GRANTS HELP IWI RESTORE WATERWAYS

Northland Regional Council has handed out more than half a million dollars to farmers, landowners, iwi trusts and community groups to improve the environment.

Kathy Mortimer, who administers the fund, says it will be spent fencing off wetlands, improving water quality, and controlling weeds and pests.

The largest of this year's 156 projects is fencing a 30 hectare wetland above Te Puna inlet in the Bay of Islands.

Smaller initiatives include cleaning up the local waterhole at Otiria.

“It's an area that was dangerous for swimming and it is being cleaned up so that it is very useful.
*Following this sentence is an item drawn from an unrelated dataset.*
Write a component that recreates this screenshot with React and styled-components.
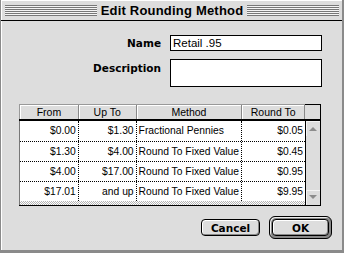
import styled, { createGlobalStyle } from "styled-components";

const GlobalStyle = createGlobalStyle`
    html, body {
        margin: 0;
        padding: 0;
        background: #dddddd;
    }
    * {
        box-sizing: border-box;
    }
`;

const Window = styled.div`
    width: 344px;
    height: 253px;
    background: #dddddd;
    border-left: 1px solid #8a8a8a;
    border-right: 2px solid #8a8a8a;
    border-bottom: 3px solid #8a8a8a;
    display: flex;
    flex-direction: column;
    font-family: "Liberation Sans", Arial, sans-serif;
    color: #000;
    overflow: hidden;
`;

const TitleBar = styled.div`
    height: 21px;
    flex-shrink: 0;
    display: flex;
    align-items: center;
    gap: 4px;
    padding: 0 3px 0 4px;
    border-bottom: 1px solid #000;
    box-shadow: inset 1px 1px 0 #fff;
`;

const Stripes = styled.div`
    flex: 1;
    height: 11px;
    background: repeating-linear-gradient(
        to bottom,
        #777 0 1px,
        #f4f4f4 1px 2px
    );
`;

const Title = styled.div`
    font-family: "Liberation Sans", Arial, sans-serif;
    font-weight: bold;
    font-size: 13px;
    letter-spacing: 0.2px;
    white-space: nowrap;
`;

const Body = styled.div`
    flex: 1;
    display: flex;
    flex-direction: column;
    box-shadow: inset 1px 0 0 #fff;
`;

const Form = styled.div`
    display: grid;
    grid-template-columns: 160px 152px;
    column-gap: 9px;
    row-gap: 8px;
    margin-top: 14px;
`;

const Label = styled.div`
    text-align: right;
    font-family: "DejaVu Sans", sans-serif;
    font-weight: bold;
    font-size: 10.5px;
    padding-top: ${(p) => (p.$top ? "3px" : "0")};
    align-self: ${(p) => (p.$top ? "start" : "center")};
`;

const Field = styled.div`
    height: ${(p) => p.$height}px;
    background: #fff;
    border: 1px solid #000;
    font-size: 11.5px;
    padding: 1px 2px;
    line-height: 13px;
`;

const List = styled.div`
    margin: 17px 0 0 18px;
    width: 302px;
    display: flex;
    flex-direction: column;
`;

const HeaderRow = styled.div`
    display: flex;
    height: 15px;
    border-top: 1px solid #999;
    border-left: 1px solid #999;
`;

const HeadCell = styled.div`
    width: ${(p) => p.$w}px;
    font-size: 10.5px;
    line-height: 14px;
    text-align: center;
    background: #dddddd;
    border-right: 1px solid #888;
    box-shadow: inset 1px 1px 0 #fff;
`;

const HeadCorner = styled.div`
    width: 16px;
    margin-top: -1px;
    border-top: 1px solid #000;
    border-right: 1px solid #000;
`;

const ListBody = styled.div`
    display: flex;
    border-top: 2px solid #000;
    border-bottom: 1px solid #000;
`;

const Rows = styled.div`
    width: 286px;
    display: flex;
    flex-direction: column;
    border-left: 1px solid #777;
    background-color: #fff;
    background-image: conic-gradient(
        #b5b5b5 25%,
        #fff 0 50%,
        #b5b5b5 0 75%,
        #fff 0
    );
    background-size: 2px 2px;
    padding-bottom: 4px;
`;

const Row = styled.div`
    display: flex;
    height: 20px;
    background: #fff;
    border-top: ${(p) => (p.$first ? "none" : "1px dotted #000")};
`;

const Cell = styled.div`
    width: ${(p) => p.$w}px;
    font-size: 10.3px;
    line-height: 19px;
    text-align: ${(p) => (p.$left ? "left" : "right")};
    padding: 0 2px;
    white-space: nowrap;
    overflow: hidden;
    border-right: ${(p) => (p.$last ? "none" : "1px dotted #000")};
`;

const Scrollbar = styled.div`
    width: 16px;
    display: flex;
    flex-direction: column;
    justify-content: space-between;
    background: #dddddd;
    border-left: 1px solid #000;
    border-right: 1px solid #000;
`;

const Arrow = styled.div`
    height: 15px;
    display: flex;
    align-items: center;
    justify-content: center;
    box-shadow: inset 1px 1px 0 #f4f4f4;
`;

const Buttons = styled.div`
    display: flex;
    justify-content: flex-end;
    align-items: center;
    gap: 9px;
    margin-top: 10px;
    padding-right: 10px;
`;

const Button = styled.div`
    width: ${(p) => p.$w}px;
    height: 17px;
    border: 1px solid #000;
    border-radius: 4px;
    background: #dddddd;
    box-shadow: inset 1px 1px 0 #fff, inset -1px -1px 0 #888;
    font-family: "DejaVu Sans", sans-serif;
    font-weight: bold;
    font-size: 10.5px;
    display: flex;
    align-items: center;
    justify-content: center;
`;

const DefaultRing = styled.div`
    padding: 2px;
    border: 1px solid #000;
    border-radius: 6px;
    background: #888;
    box-shadow: inset 1px 1px 0 #eee;
`;

const columns = [59, 58, 106, 63];

const rows = [
    ["$0.00", "$1.30", "Fractional Pennies", "$0.05"],
    ["$1.30", "$4.00", "Round To Fixed Value", "$0.45"],
    ["$4.00", "$17.00", "Round To Fixed Value", "$0.95"],
    ["$17.01", "and up", "Round To Fixed Value", "$9.95"],
];

function App() {
    return (
        <Window>
            <GlobalStyle />
            <TitleBar>
                <Stripes />
                <Title>Edit Rounding Method</Title>
                <Stripes />
            </TitleBar>
            <Body>
                <Form>
                    <Label>Name</Label>
                    <Field $height={16}>Retail .95</Field>
                    <Label $top>Description</Label>
                    <Field $height={28} />
                </Form>
                <List>
                    <HeaderRow>
                        <HeadCell $w={columns[0]}>From</HeadCell>
                        <HeadCell $w={columns[1]}>Up To</HeadCell>
                        <HeadCell $w={columns[2]}>Method</HeadCell>
                        <HeadCell $w={columns[3]}>Round To</HeadCell>
                        <HeadCorner />
                    </HeaderRow>
                    <ListBody>
                        <Rows>
                            {rows.map((r, i) => (
                                <Row key={i} $first={i === 0}>
                                    <Cell $w={columns[0]}>{r[0]}</Cell>
                                    <Cell $w={columns[1]}>{r[1]}</Cell>
                                    <Cell $w={columns[2]} $left>
                                        {r[2]}
                                    </Cell>
                                    <Cell $w={columns[3]} $last>
                                        {r[3]}
                                    </Cell>
                                </Row>
                            ))}
                        </Rows>
                        <Scrollbar>
                            <Arrow>
                                <svg width="8" height="5" viewBox="0 0 8 5">
                                    <path d="M0 5 L4 1 L8 5 Z" fill="#8c8c8c" />
                                </svg>
                            </Arrow>
                            <Arrow>
                                <svg width="8" height="5" viewBox="0 0 8 5">
                                    <path d="M0 0 L4 4 L8 0 Z" fill="#8c8c8c" />
                                </svg>
                            </Arrow>
                        </Scrollbar>
                    </ListBody>
                </List>
                <Buttons>
                    <Button $w={59}>Cancel</Button>
                    <DefaultRing>
                        <Button $w={57}>OK</Button>
                    </DefaultRing>
                </Buttons>
            </Body>
        </Window>
    );
}

export default App;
It is also tied in with cleaning up and assisting people to clean up where septic tanks aren’t working properly because there was a bit of pollution in the water from those. A lot of people don’t have the money to clean them out regularly, so it was assisting people with that as well,” Ms Mortimer says.

The Environment Fund is now in its twelfth year ... and the results of earlier grants are starting to be felt in the area.

COMBING HISTORY FOR MUSICAL ODDITY

It's not quite taonga puoro - but combs have been played by Maori musicians for decades.

As part of her music studies at Whitireia Polytechnic, Gloria Hildred from Taranaki iwi is researching comb playing.

She's also part of the Porirua Comb Club - two comb players supported by a live band.

The most famous Maori comb player was probably Prince Tui Teka, but Ms Hildred says it's been a staple of music making among working class people, who couldn't afford pianos or violins.

“One of the things in terms of our culture is that it’s been used in the family for years. A lot of people have mentioned that their grandparents played the comb in the trenches in the war because a lot of the men had combs and cigarette papers. In a way it’s a very practical instrument,” Ms Hildred says.

Because it uses air and vibration, the comb is a sort of reed instrument.